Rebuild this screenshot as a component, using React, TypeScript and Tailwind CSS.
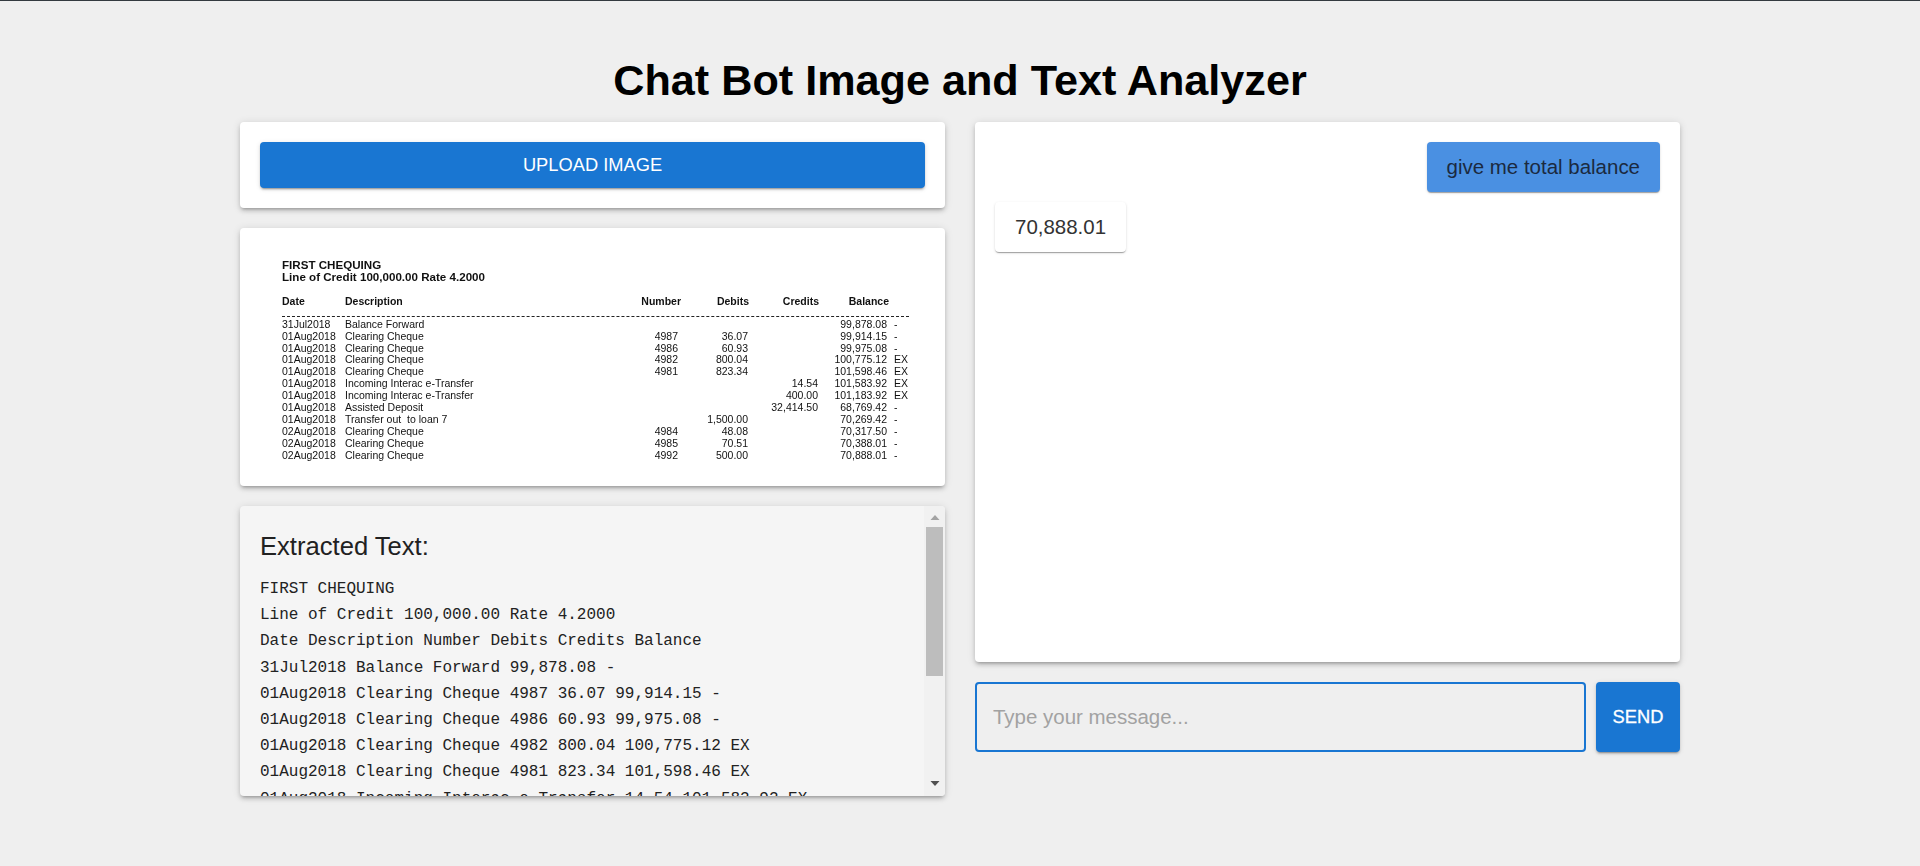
const statementRows = [
  ["31Jul2018", "Balance Forward", "", "", "", "99,878.08", "-"],
  ["01Aug2018", "Clearing Cheque", "4987", "36.07", "", "99,914.15", "-"],
  ["01Aug2018", "Clearing Cheque", "4986", "60.93", "", "99,975.08", "-"],
  ["01Aug2018", "Clearing Cheque", "4982", "800.04", "", "100,775.12", "EX"],
  ["01Aug2018", "Clearing Cheque", "4981", "823.34", "", "101,598.46", "EX"],
  ["01Aug2018", "Incoming Interac e-Transfer", "", "", "14.54", "101,583.92", "EX"],
  ["01Aug2018", "Incoming Interac e-Transfer", "", "", "400.00", "101,183.92", "EX"],
  ["01Aug2018", "Assisted Deposit", "", "", "32,414.50", "68,769.42", "-"],
  ["01Aug2018", "Transfer out  to loan 7", "", "1,500.00", "", "70,269.42", "-"],
  ["02Aug2018", "Clearing Cheque", "4984", "48.08", "", "70,317.50", "-"],
  ["02Aug2018", "Clearing Cheque", "4985", "70.51", "", "70,388.01", "-"],
  ["02Aug2018", "Clearing Cheque", "4992", "500.00", "", "70,888.01", "-"],
];

const extractedLines = [
  "FIRST CHEQUING",
  "Line of Credit 100,000.00 Rate 4.2000",
  "Date Description Number Debits Credits Balance",
  "31Jul2018 Balance Forward 99,878.08 -",
  "01Aug2018 Clearing Cheque 4987 36.07 99,914.15 -",
  "01Aug2018 Clearing Cheque 4986 60.93 99,975.08 -",
  "01Aug2018 Clearing Cheque 4982 800.04 100,775.12 EX",
  "01Aug2018 Clearing Cheque 4981 823.34 101,598.46 EX",
  "01Aug2018 Incoming Interac e-Transfer 14.54 101,583.92 EX",
];

const cardShadow =
  "shadow-[0px_3px_3px_-2px_rgba(0,0,0,0.2),0px_3px_4px_0px_rgba(0,0,0,0.14),0px_1px_8px_0px_rgba(0,0,0,0.12)]";
const rowGrid = "grid grid-cols-[63px_285px_51px_68px_70px_68px_22px]";

function StatementImage() {
  return (
    <div className="px-[42px] pt-[31px] text-[10.5px] leading-[11.9px] text-[#111] blur-[0.25px]">
      <div className="text-[11.6px] font-bold">FIRST CHEQUING</div>
      <div className="text-[11.6px] font-bold">Line of Credit 100,000.00 Rate 4.2000</div>
      <div className={`${rowGrid} mt-[13px] font-bold`}>
        <span>Date</span>
        <span>Description</span>
        <span className="text-right">Number</span>
        <span className="text-right">Debits</span>
        <span className="text-right">Credits</span>
        <span className="text-right -mr-[2px]">Balance</span>
      </div>
      <div className="mt-[8px] mb-[2px] border-t border-dashed border-[#222] w-[627px]" />
      {statementRows.map((row, i) => (
        <div key={i} className={rowGrid}>
          <span>{row[0]}</span>
          <span className="whitespace-pre">{row[1]}</span>
          <span className="text-right pr-[3px]">{row[2]}</span>
          <span className="text-right pr-[1px]">{row[3]}</span>
          <span className="text-right pr-[1px]">{row[4]}</span>
          <span className="text-right">{row[5]}</span>
          <span className="pl-[7px]">{row[6]}</span>
        </div>
      ))}
    </div>
  );
}

export default function App() {
  return (
    <div className="min-h-screen bg-[#efefef] border-t border-[#333a3f] font-['Liberation_Sans',Arial,sans-serif]">
      <h1 className="pt-[55px] pb-[18px] text-center text-[43.2px] leading-[48px] font-bold text-black">
        Chat Bot Image and Text Analyzer
      </h1>

      <div className="mx-auto grid w-[1440px] grid-cols-2 gap-[30px]">
        <div className="flex flex-col gap-[20px]">
          <div className={`rounded-[4px] bg-white p-[20px] ${cardShadow}`}>
            <button
              type="button"
              className="block h-[46px] w-full rounded-[4px] bg-[#1976d2] text-[18.3px] text-white shadow-[0px_3px_1px_-2px_rgba(0,0,0,0.2),0px_2px_2px_0px_rgba(0,0,0,0.14),0px_1px_5px_0px_rgba(0,0,0,0.12)]"
            >
              UPLOAD IMAGE
            </button>
          </div>

          <div className={`h-[258px] rounded-[4px] bg-white ${cardShadow}`}>
            <StatementImage />
          </div>

          <div className={`relative h-[290px] overflow-hidden rounded-[4px] bg-[#f5f5f5] ${cardShadow}`}>
            <div className="h-full overflow-hidden pl-[20px] pt-[24px] pr-[40px]">
              <h2 className="text-[25.6px] leading-[32px] text-[#212121]">Extracted Text:</h2>
              <div className="mt-[14px] font-['Liberation_Mono',monospace] text-[16px] leading-[26.2px] text-[#222] whitespace-pre">
                {extractedLines.map((line, i) => (
                  <div key={i}>{line}</div>
                ))}
              </div>
            </div>

            {/* fake scrollbar, same spot as the browser's */}
            <div className="absolute inset-y-0 right-0 flex w-[21px] flex-col items-center bg-[#f1f1f1]">
              <svg width="12" height="21" viewBox="0 0 12 21" className="shrink-0">
                <path d="M1.5 14 L6 9 L10.5 14 Z" fill="#a3a3a3" />
              </svg>
              <div className="h-[149px] w-[17px] shrink-0 bg-[#bdbdbd]" />
              <svg width="12" height="21" viewBox="0 0 12 21" className="mt-auto shrink-0">
                <path d="M1.5 6 L6 11 L10.5 6 Z" fill="#505050" />
              </svg>
            </div>
          </div>
        </div>

        <div className="flex flex-col gap-[20px]">
          <div className={`flex h-[540px] flex-col items-start gap-[10px] rounded-[4px] bg-white p-[20px] ${cardShadow}`}>
            <div className="self-end rounded-[4px] bg-[#4a90e2] px-[20px] text-[20.48px] leading-[50px] text-[#1b2a3f] shadow-[0px_2px_1px_-1px_rgba(0,0,0,0.2),0px_1px_1px_0px_rgba(0,0,0,0.14),0px_1px_3px_0px_rgba(0,0,0,0.12)]">
              give me total balance
            </div>
            <div className="rounded-[4px] bg-white px-[20px] text-[20.48px] leading-[50px] text-[#333] shadow-[0px_2px_1px_-1px_rgba(0,0,0,0.2),0px_1px_1px_0px_rgba(0,0,0,0.14),0px_1px_3px_0px_rgba(0,0,0,0.12)]">
              70,888.01
            </div>
          </div>

          <div className="flex h-[70px] gap-[10px]">
            <input
              type="text"
              placeholder="Type your message..."
              className="min-w-0 flex-1 rounded-[4px] border-2 border-[#1976d2] bg-transparent px-[16px] text-[20.48px] outline-none placeholder:text-[#a2a2a2]"
            />
            <button
              type="button"
              className="w-[84px] rounded-[4px] bg-[#1976d2] text-[18.3px] text-white [-webkit-text-stroke:0.3px_white] shadow-[0px_3px_1px_-2px_rgba(0,0,0,0.2),0px_2px_2px_0px_rgba(0,0,0,0.14),0px_1px_5px_0px_rgba(0,0,0,0.12)]"
            >
              SEND
            </button>
          </div>
        </div>
      </div>
    </div>
  );
}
===
=== TASK DETAILS ===
Quote the material in full and exactly; do not carry over its pictures.

=== EXERCISE ANSWER ===
Rebuild this screenshot as a component, using React, TypeScript and Tailwind CSS.
const statementRows = [
  ["31Jul2018", "Balance Forward", "", "", "", "99,878.08", "-"],
  ["01Aug2018", "Clearing Cheque", "4987", "36.07", "", "99,914.15", "-"],
  ["01Aug2018", "Clearing Cheque", "4986", "60.93", "", "99,975.08", "-"],
  ["01Aug2018", "Clearing Cheque", "4982", "800.04", "", "100,775.12", "EX"],
  ["01Aug2018", "Clearing Cheque", "4981", "823.34", "", "101,598.46", "EX"],
  ["01Aug2018", "Incoming Interac e-Transfer", "", "", "14.54", "101,583.92", "EX"],
  ["01Aug2018", "Incoming Interac e-Transfer", "", "", "400.00", "101,183.92", "EX"],
  ["01Aug2018", "Assisted Deposit", "", "", "32,414.50", "68,769.42", "-"],
  ["01Aug2018", "Transfer out  to loan 7", "", "1,500.00", "", "70,269.42", "-"],
  ["02Aug2018", "Clearing Cheque", "4984", "48.08", "", "70,317.50", "-"],
  ["02Aug2018", "Clearing Cheque", "4985", "70.51", "", "70,388.01", "-"],
  ["02Aug2018", "Clearing Cheque", "4992", "500.00", "", "70,888.01", "-"],
];

const extractedLines = [
  "FIRST CHEQUING",
  "Line of Credit 100,000.00 Rate 4.2000",
  "Date Description Number Debits Credits Balance",
  "31Jul2018 Balance Forward 99,878.08 -",
  "01Aug2018 Clearing Cheque 4987 36.07 99,914.15 -",
  "01Aug2018 Clearing Cheque 4986 60.93 99,975.08 -",
  "01Aug2018 Clearing Cheque 4982 800.04 100,775.12 EX",
  "01Aug2018 Clearing Cheque 4981 823.34 101,598.46 EX",
  "01Aug2018 Incoming Interac e-Transfer 14.54 101,583.92 EX",
];

const cardShadow =
  "shadow-[0px_3px_3px_-2px_rgba(0,0,0,0.2),0px_3px_4px_0px_rgba(0,0,0,0.14),0px_1px_8px_0px_rgba(0,0,0,0.12)]";
const rowGrid = "grid grid-cols-[63px_285px_51px_68px_70px_68px_22px]";

function StatementImage() {
  return (
    <div className="px-[42px] pt-[31px] text-[10.5px] leading-[11.9px] text-[#111] blur-[0.25px]">
      <div className="text-[11.6px] font-bold">FIRST CHEQUING</div>
      <div className="text-[11.6px] font-bold">Line of Credit 100,000.00 Rate 4.2000</div>
      <div className={`${rowGrid} mt-[13px] font-bold`}>
        <span>Date</span>
        <span>Description</span>
        <span className="text-right">Number</span>
        <span className="text-right">Debits</span>
        <span className="text-right">Credits</span>
        <span className="text-right -mr-[2px]">Balance</span>
      </div>
      <div className="mt-[8px] mb-[2px] border-t border-dashed border-[#222] w-[627px]" />
      {statementRows.map((row, i) => (
        <div key={i} className={rowGrid}>
          <span>{row[0]}</span>
          <span className="whitespace-pre">{row[1]}</span>
          <span className="text-right pr-[3px]">{row[2]}</span>
          <span className="text-right pr-[1px]">{row[3]}</span>
          <span className="text-right pr-[1px]">{row[4]}</span>
          <span className="text-right">{row[5]}</span>
          <span className="pl-[7px]">{row[6]}</span>
        </div>
      ))}
    </div>
  );
}

export default function App() {
  return (
    <div className="min-h-screen bg-[#efefef] border-t border-[#333a3f] font-['Liberation_Sans',Arial,sans-serif]">
      <h1 className="pt-[55px] pb-[18px] text-center text-[43.2px] leading-[48px] font-bold text-black">
        Chat Bot Image and Text Analyzer
      </h1>

      <div className="mx-auto grid w-[1440px] grid-cols-2 gap-[30px]">
        <div className="flex flex-col gap-[20px]">
          <div className={`rounded-[4px] bg-white p-[20px] ${cardShadow}`}>
            <button
              type="button"
              className="block h-[46px] w-full rounded-[4px] bg-[#1976d2] text-[18.3px] text-white shadow-[0px_3px_1px_-2px_rgba(0,0,0,0.2),0px_2px_2px_0px_rgba(0,0,0,0.14),0px_1px_5px_0px_rgba(0,0,0,0.12)]"
            >
              UPLOAD IMAGE
            </button>
          </div>

          <div className={`h-[258px] rounded-[4px] bg-white ${cardShadow}`}>
            <StatementImage />
          </div>

          <div className={`relative h-[290px] overflow-hidden rounded-[4px] bg-[#f5f5f5] ${cardShadow}`}>
            <div className="h-full overflow-hidden pl-[20px] pt-[24px] pr-[40px]">
              <h2 className="text-[25.6px] leading-[32px] text-[#212121]">Extracted Text:</h2>
              <div className="mt-[14px] font-['Liberation_Mono',monospace] text-[16px] leading-[26.2px] text-[#222] whitespace-pre">
                {extractedLines.map((line, i) => (
                  <div key={i}>{line}</div>
                ))}
              </div>
            </div>

            {/* fake scrollbar, same spot as the browser's */}
            <div className="absolute inset-y-0 right-0 flex w-[21px] flex-col items-center bg-[#f1f1f1]">
              <svg width="12" height="21" viewBox="0 0 12 21" className="shrink-0">
                <path d="M1.5 14 L6 9 L10.5 14 Z" fill="#a3a3a3" />
              </svg>
              <div className="h-[149px] w-[17px] shrink-0 bg-[#bdbdbd]" />
              <svg width="12" height="21" viewBox="0 0 12 21" className="mt-auto shrink-0">
                <path d="M1.5 6 L6 11 L10.5 6 Z" fill="#505050" />
              </svg>
            </div>
          </div>
        </div>

        <div className="flex flex-col gap-[20px]">
          <div className={`flex h-[540px] flex-col items-start gap-[10px] rounded-[4px] bg-white p-[20px] ${cardShadow}`}>
            <div className="self-end rounded-[4px] bg-[#4a90e2] px-[20px] text-[20.48px] leading-[50px] text-[#1b2a3f] shadow-[0px_2px_1px_-1px_rgba(0,0,0,0.2),0px_1px_1px_0px_rgba(0,0,0,0.14),0px_1px_3px_0px_rgba(0,0,0,0.12)]">
              give me total balance
            </div>
            <div className="rounded-[4px] bg-white px-[20px] text-[20.48px] leading-[50px] text-[#333] shadow-[0px_2px_1px_-1px_rgba(0,0,0,0.2),0px_1px_1px_0px_rgba(0,0,0,0.14),0px_1px_3px_0px_rgba(0,0,0,0.12)]">
              70,888.01
            </div>
          </div>

          <div className="flex h-[70px] gap-[10px]">
            <input
              type="text"
              placeholder="Type your message..."
              className="min-w-0 flex-1 rounded-[4px] border-2 border-[#1976d2] bg-transparent px-[16px] text-[20.48px] outline-none placeholder:text-[#a2a2a2]"
            />
            <button
              type="button"
              className="w-[84px] rounded-[4px] bg-[#1976d2] text-[18.3px] text-white [-webkit-text-stroke:0.3px_white] shadow-[0px_3px_1px_-2px_rgba(0,0,0,0.2),0px_2px_2px_0px_rgba(0,0,0,0.14),0px_1px_5px_0px_rgba(0,0,0,0.12)]"
            >
              SEND
            </button>
          </div>
        </div>
      </div>
    </div>
  );
}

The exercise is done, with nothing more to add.